## Required work
Copy the data exactly as it appears, and do not include any pictures.
▽
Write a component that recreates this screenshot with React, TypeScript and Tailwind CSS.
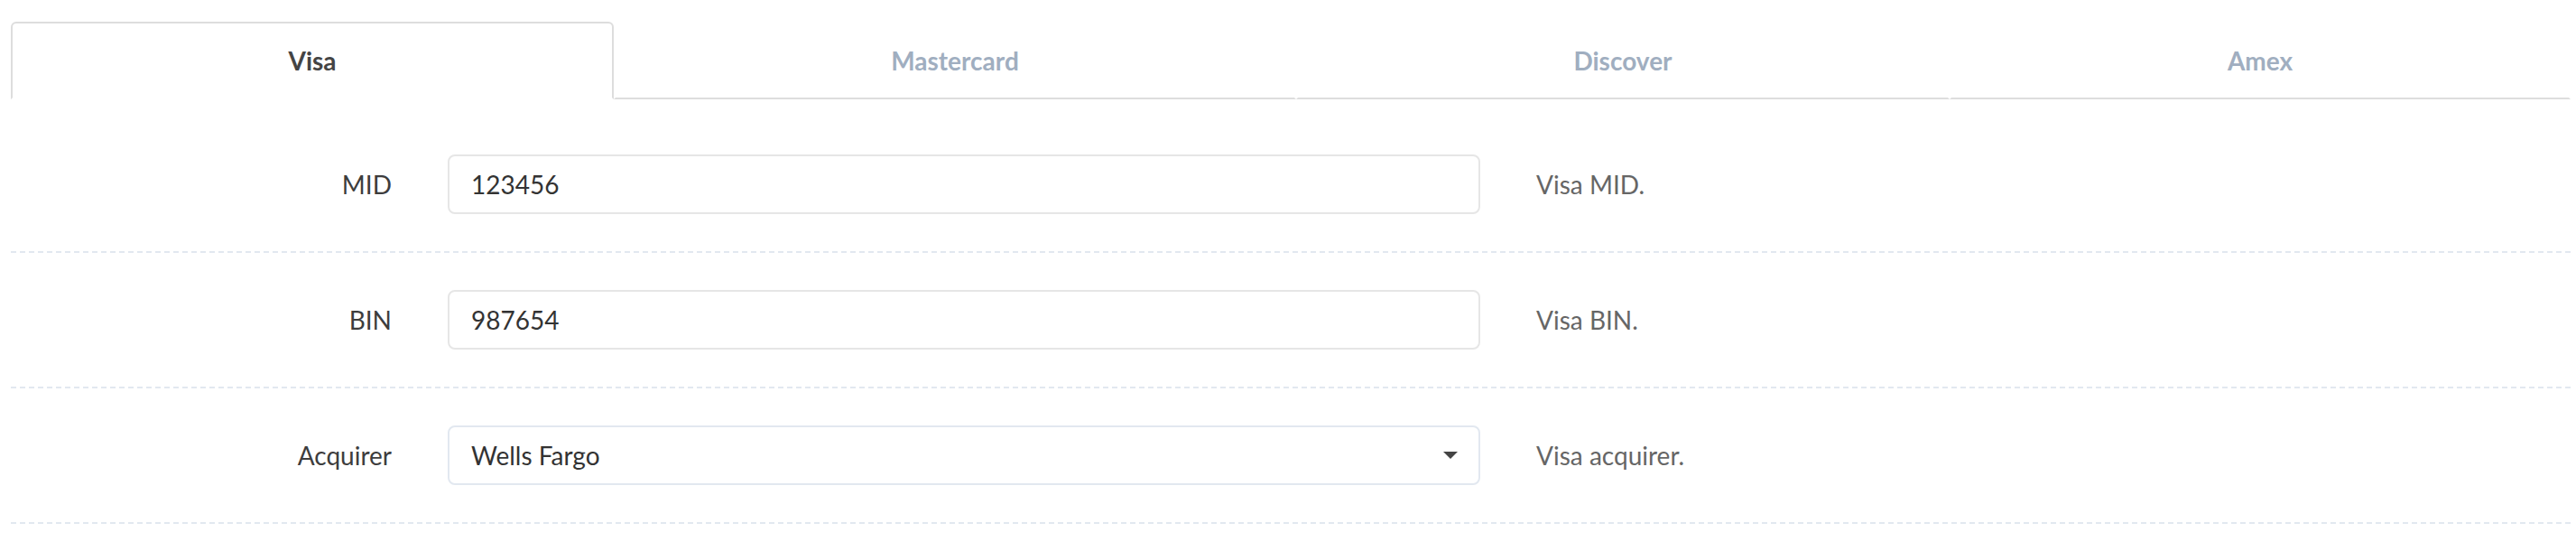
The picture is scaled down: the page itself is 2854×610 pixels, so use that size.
import { useState } from "react";

type Field = {
  label: string;
  value: string;
  help: string;
  options?: string[];
};

const TABS = [
  { name: "Visa", width: "w-[668px]" },
  { name: "Mastercard", width: "w-[756px]" },
  { name: "Discover", width: "w-[724px]" },
  { name: "Amex", width: "w-[688px]" },
];

const FIELDS: Field[] = [
  { label: "MID", value: "123456", help: "Visa MID." },
  { label: "BIN", value: "987654", help: "Visa BIN." },
  {
    label: "Acquirer",
    value: "Wells Fargo",
    help: "Visa acquirer.",
    options: ["Wells Fargo", "Chase", "Elavon", "Fiserv"],
  },
];

const FieldRow = ({ field }: { field: Field }) => (
  <div className="flex items-center py-[41px] border-b-2 border-dashed border-[#e2e8f0]">
    <label className="w-[422px] text-right text-[28px] leading-[36px] text-[#3d3d3d]">
      {field.label}
    </label>

    {field.options ? (
      <div className="relative ml-[62px] w-[1144px]">
        <select
          defaultValue={field.value}
          className="w-full h-[66px] appearance-none bg-white border-2 border-[#e2e8f0] rounded-[8px] px-[24px] text-[28px] text-[#333] outline-none"
        >
          {field.options.map((o) => (
            <option key={o}>{o}</option>
          ))}
        </select>
        {/* caret */}
        <svg
          className="absolute right-[25px] top-[29px] pointer-events-none"
          width="16"
          height="8"
          viewBox="0 0 16 8"
        >
          <path d="M0 0 L16 0 L8 8 Z" fill="#444" />
        </svg>
      </div>
    ) : (
      <input
        defaultValue={field.value}
        className="ml-[62px] w-[1144px] h-[66px] bg-white border-2 border-[#e6e6e6] rounded-[8px] px-[24px] text-[28px] text-[#333] outline-none"
      />
    )}

    <span className="ml-[62px] text-[28px] leading-[36px] text-[#666]">{field.help}</span>
  </div>
);

export default function App() {
  const [active, setActive] = useState("Visa");

  return (
    <div className="min-h-screen bg-white font-['Lato',sans-serif] pl-[12px] pr-[6px] pt-[24px]">
      <div className="flex">
        {TABS.map((t) =>
          t.name === active ? (
            <button
              key={t.name}
              onClick={() => setActive(t.name)}
              className={`${t.width} h-[86px] flex items-center justify-center border-2 border-[#ddd] border-b-transparent rounded-t-[6px] bg-white text-[28px] font-bold text-[#444]`}
            >
              {t.name}
            </button>
          ) : (
            <button
              key={t.name}
              onClick={() => setActive(t.name)}
              className={`${t.width} h-[86px] flex items-center justify-center border-2 border-transparent border-b-[#ddd] text-[28px] font-bold text-[#a0aec0]`}
            >
              {t.name}
            </button>
          )
        )}
      </div>

      <div className="pt-[20px]">
        {FIELDS.map((f) => (
          <FieldRow key={f.label} field={f} />
        ))}
      </div>
    </div>
  );
}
△
## Solution to the problem
Write a component that recreates this screenshot with React, TypeScript and Tailwind CSS.
The picture is scaled down: the page itself is 2854×610 pixels, so use that size.
import { useState } from "react";

type Field = {
  label: string;
  value: string;
  help: string;
  options?: string[];
};

const TABS = [
  { name: "Visa", width: "w-[668px]" },
  { name: "Mastercard", width: "w-[756px]" },
  { name: "Discover", width: "w-[724px]" },
  { name: "Amex", width: "w-[688px]" },
];

const FIELDS: Field[] = [
  { label: "MID", value: "123456", help: "Visa MID." },
  { label: "BIN", value: "987654", help: "Visa BIN." },
  {
    label: "Acquirer",
    value: "Wells Fargo",
    help: "Visa acquirer.",
    options: ["Wells Fargo", "Chase", "Elavon", "Fiserv"],
  },
];

const FieldRow = ({ field }: { field: Field }) => (
  <div className="flex items-center py-[41px] border-b-2 border-dashed border-[#e2e8f0]">
    <label className="w-[422px] text-right text-[28px] leading-[36px] text-[#3d3d3d]">
      {field.label}
    </label>

    {field.options ? (
      <div className="relative ml-[62px] w-[1144px]">
        <select
          defaultValue={field.value}
          className="w-full h-[66px] appearance-none bg-white border-2 border-[#e2e8f0] rounded-[8px] px-[24px] text-[28px] text-[#333] outline-none"
        >
          {field.options.map((o) => (
            <option key={o}>{o}</option>
          ))}
        </select>
        {/* caret */}
        <svg
          className="absolute right-[25px] top-[29px] pointer-events-none"
          width="16"
          height="8"
          viewBox="0 0 16 8"
        >
          <path d="M0 0 L16 0 L8 8 Z" fill="#444" />
        </svg>
      </div>
    ) : (
      <input
        defaultValue={field.value}
        className="ml-[62px] w-[1144px] h-[66px] bg-white border-2 border-[#e6e6e6] rounded-[8px] px-[24px] text-[28px] text-[#333] outline-none"
      />
    )}

    <span className="ml-[62px] text-[28px] leading-[36px] text-[#666]">{field.help}</span>
  </div>
);

export default function App() {
  const [active, setActive] = useState("Visa");

  return (
    <div className="min-h-screen bg-white font-['Lato',sans-serif] pl-[12px] pr-[6px] pt-[24px]">
      <div className="flex">
        {TABS.map((t) =>
          t.name === active ? (
            <button
              key={t.name}
              onClick={() => setActive(t.name)}
              className={`${t.width} h-[86px] flex items-center justify-center border-2 border-[#ddd] border-b-transparent rounded-t-[6px] bg-white text-[28px] font-bold text-[#444]`}
            >
              {t.name}
            </button>
          ) : (
            <button
              key={t.name}
              onClick={() => setActive(t.name)}
              className={`${t.width} h-[86px] flex items-center justify-center border-2 border-transparent border-b-[#ddd] text-[28px] font-bold text-[#a0aec0]`}
            >
              {t.name}
            </button>
          )
        )}
      </div>

      <div className="pt-[20px]">
        {FIELDS.map((f) => (
          <FieldRow key={f.label} field={f} />
        ))}
      </div>
    </div>
  );
}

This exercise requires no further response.